TV series that have pulled out of slumps...well, SATURDAY NIGHT LIVE pulled out of spiral twice, under different producers...once by essentially turning the show over to Harry Shearer, Billy Crystal, Christopher Guest, and other self-confident pros (and marginalizing the good people already on staff, who'd already been micromanaged into boredom), and once after Phil Hartman became the anchor for the only good period the show has had since Lorne Michaels came back the year after Shearer, Guest, et al. After Hartman left, the show fell apart again (he wasn't the whole show, but was clearly the most valuable player in what was for a season or so the best cast the show ever had, even with the ridiculously impressive original crew).

Some shows improve enormously after their beginnings (STAR TREK: THE NEXT GENERATION, BABYLON 5), and some have arguable resurgences (GUNSMOKE)...but (almost) inarguable resurgences...hmm. Will mull.

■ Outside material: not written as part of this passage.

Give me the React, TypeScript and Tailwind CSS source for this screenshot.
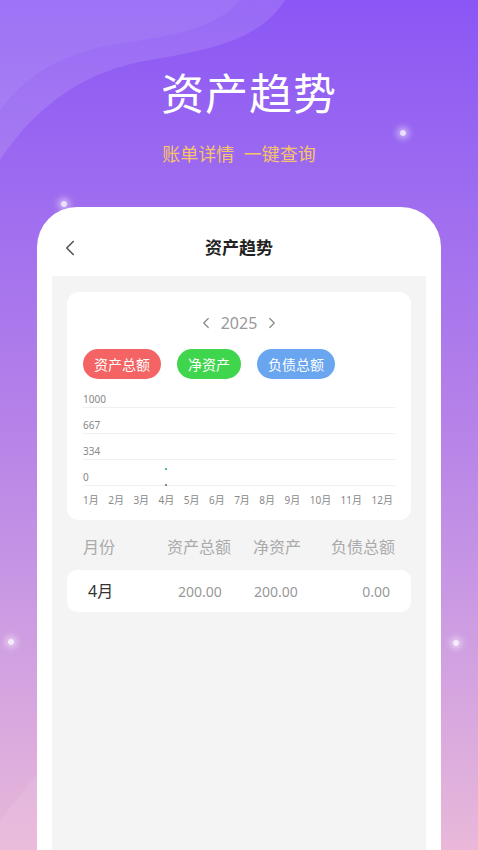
import React from 'react';
import { ChevronLeft, ChevronRight } from 'lucide-react';

const months = ['1月', '2月', '3月', '4月', '5月', '6月', '7月', '8月', '9月', '10月', '11月', '12月'];
const ticks = ['1000', '667', '334', '0'];

function Sparkle({ className }: { className: string }) {
    return (
        <div className={`absolute w-[6px] h-[6px] rounded-full bg-white/80 shadow-[0_0_6px_3px_rgba(255,255,255,0.5)] ${className}`} />
    );
}

export default function App() {
    return (
        <div
            className="relative w-[478px] h-[850px] overflow-hidden bg-gradient-to-b from-[#8b56f5] via-[#b682e8] to-[#e9b8d9]"
            style={{ fontFamily: '"Noto Sans", "Noto Sans CJK SC", sans-serif' }}
        >
            {/* background wave */}
            <svg className="absolute left-0 top-0" width="478" height="260" viewBox="0 0 478 260">
                <path d="M0 0 H285 C260 40 210 50 150 60 C90 70 40 100 0 160 Z" fill="#ffffff" opacity="0.12" />
                <path d="M0 0 H240 C220 25 180 35 130 42 C70 50 30 70 0 110 Z" fill="#ffffff" opacity="0.06" />
            </svg>
            <svg className="absolute left-0 bottom-0" width="60" height="120" viewBox="0 0 60 120">
                <path d="M0 120 L0 90 L40 40 L60 60 L60 120 Z" fill="#ffffff" opacity="0.08" />
            </svg>
            <Sparkle className="left-[400px] top-[130px]" />
            <Sparkle className="left-[61px] top-[201px]" />
            <Sparkle className="left-[8px] top-[639px]" />
            <Sparkle className="left-[453px] top-[640px]" />

            <div className="relative flex flex-col items-center">
                <h1 className="mt-[66px] ml-[20px] text-[43px] leading-[56px] text-white font-normal tracking-[1px]">资产趋势</h1>
                <p className="mt-[20px] text-[18px] leading-[24px] text-[#f7c46a]">账单详情&nbsp;&nbsp;一键查询</p>

                <div className="mt-[41px] w-[404px] h-[700px] bg-white rounded-t-[40px] flex flex-col">
                    <div className="relative h-[69px] flex items-center justify-center">
                        <ChevronLeft className="absolute left-[20px] top-[28px] text-[#555]" size={26} strokeWidth={1.5} />
                        <span className="mt-[12px] text-[17px] font-bold text-[#222]">资产趋势</span>
                    </div>

                    <div className="mx-[15px] flex-1 bg-[#f4f4f4] pt-[16px] px-[15px]">
                        {/* chart card */}
                        <div className="bg-white rounded-[12px] h-[228px] px-[16px] pt-[20px]">
                            <div className="flex items-center justify-center gap-[6px] text-[#888]">
                                <ChevronLeft size={18} strokeWidth={1.6} />
                                <span className="text-[16px] leading-[22px] text-[#999]">2025</span>
                                <ChevronRight size={18} strokeWidth={1.6} />
                            </div>

                            <div className="mt-[15px] flex gap-[16px]">
                                <span className="h-[30px] px-[11px] rounded-full bg-[#f46464] text-white text-[14px] flex items-center">资产总额</span>
                                <span className="h-[30px] px-[11px] rounded-full bg-[#3fd64e] text-white text-[14px] flex items-center">净资产</span>
                                <span className="h-[30px] px-[11px] rounded-full bg-[#6aa5ef] text-white text-[14px] flex items-center">负债总额</span>
                            </div>

                            <div className="relative mt-[3px]">
                                {ticks.map((t) => (
                                    <div key={t} className="h-[26px] flex flex-col justify-end">
                                        <span className="text-[10px] leading-[12px] text-[#888]">{t}</span>
                                        <div className="mt-[2px] h-px bg-[#f0f0f0]" />
                                    </div>
                                ))}
                                <div className="absolute left-[82px] top-[86px] w-[2px] h-[2px] bg-[#4db6ac]" />
                                <div className="absolute left-[82px] top-[102px] w-[2px] h-[2px] bg-[#7a8aa0]" />
                            </div>

                            <div className="mt-[8px] flex justify-between text-[10px] leading-[12px] text-[#888] pr-[2px]">
                                {months.map((m) => (
                                    <span key={m}>{m}</span>
                                ))}
                            </div>
                        </div>

                        {/* table header */}
                        <div className="mt-[16px] flex items-center h-[22px] text-[16px] text-[#aaa] px-[16px]">
                            <span className="w-[84px]">月份</span>
                            <span className="w-[86px]">资产总额</span>
                            <span className="w-[70px] text-left">净资产</span>
                            <span className="flex-1 text-right">负债总额</span>
                        </div>

                        <div className="mt-[12px] bg-white rounded-[10px] h-[42px] flex items-center px-[16px]">
                            <span className="w-[95px] pl-[5px] text-[16px] text-[#333]">4月</span>
                            <span className="w-[76px] text-[14px] text-[#999]">200.00</span>
                            <span className="w-[76px] text-[14px] text-[#999]">200.00</span>
                            <span className="flex-1 text-right pr-[5px] text-[14px] text-[#999]">0.00</span>
                        </div>
                    </div>
                </div>
            </div>
        </div>
    );
}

pattinase (abbott) said...

Then there's the debate over whether a shark was jumped at all. Many contend the last few years of Seinfeld were too absurd. I think only the last episode jumped.

Todd Mason said...

Actually, I'd say that NYPD BLUE improved for its last season or so after going on autopilot for a while; likewise FRASIER. My friend Chuck Esola found he couldn't watch SEINFELD with any enjoyment when the primary characters were essentially unfazed by the death of Susan, but I'd suggest the series had been sliding by that point (I think the final episode was in part a bird-flip to how loathsome the characters had become to the cast and writer-producers). Notable, I'd say, that Julia Louis-Dreyfus has been involved with two of the shows under discussion here so far, and odd that CBS isn't more behind her fine current sitcom, the only one other than the possibly resurging CURB YOUR ENTHUSIASM to actually be worth watching among the post-SEINFELD group.

And sorry about the bad tip on BURN NOTICE, which comes back This week, now that tennis is done for now on USA.

pattinase (abbott) said...

Oh, the last year of Frasier was very good. A good example. I gave up on NYPB Blues before the last season.
The Susan thing was difficult but now that we've see Larry David is action on two shows, it's not hard to see where that thinking comes from.

Steve Allan said...

Oh, the death of Susan was the height of Seinfeld. That was an absolutely brilliant move on their part. As for the last episode jumping the shark, I don't think it did that as much as they just did a disappointing clip show. However, sending them to jail and the last stand up bit in prison was very funny.

The latest stuff on TV just doesn't appeal to me. I still have a dozen and a half shows that I'll watch frequently, but a quick glance at the latest Entertainment Weekly's TV Preview didn't prick my my interest in too many shows. I guess I'll have more time to read and write this Fall.

pattinase (abbott) said...

Curb Your Enthusiasm, Flight of the Conchords and Weeds are the only comedies I like right now. I like JLD on her show but the supporting cast leaves me cold and the pacing is so slow. Plus her character is too inconsistent for a family-based comedy. Especially in re: to her son.
And I had to work hard to like Flight. Dave White said to stay with it and I did, and finally I got it. Thanks, Dave.
Dramas-hmm, Rescue Me was bad this year. I guess The Wire, Big Love and The Brotherhood are my last best hopes.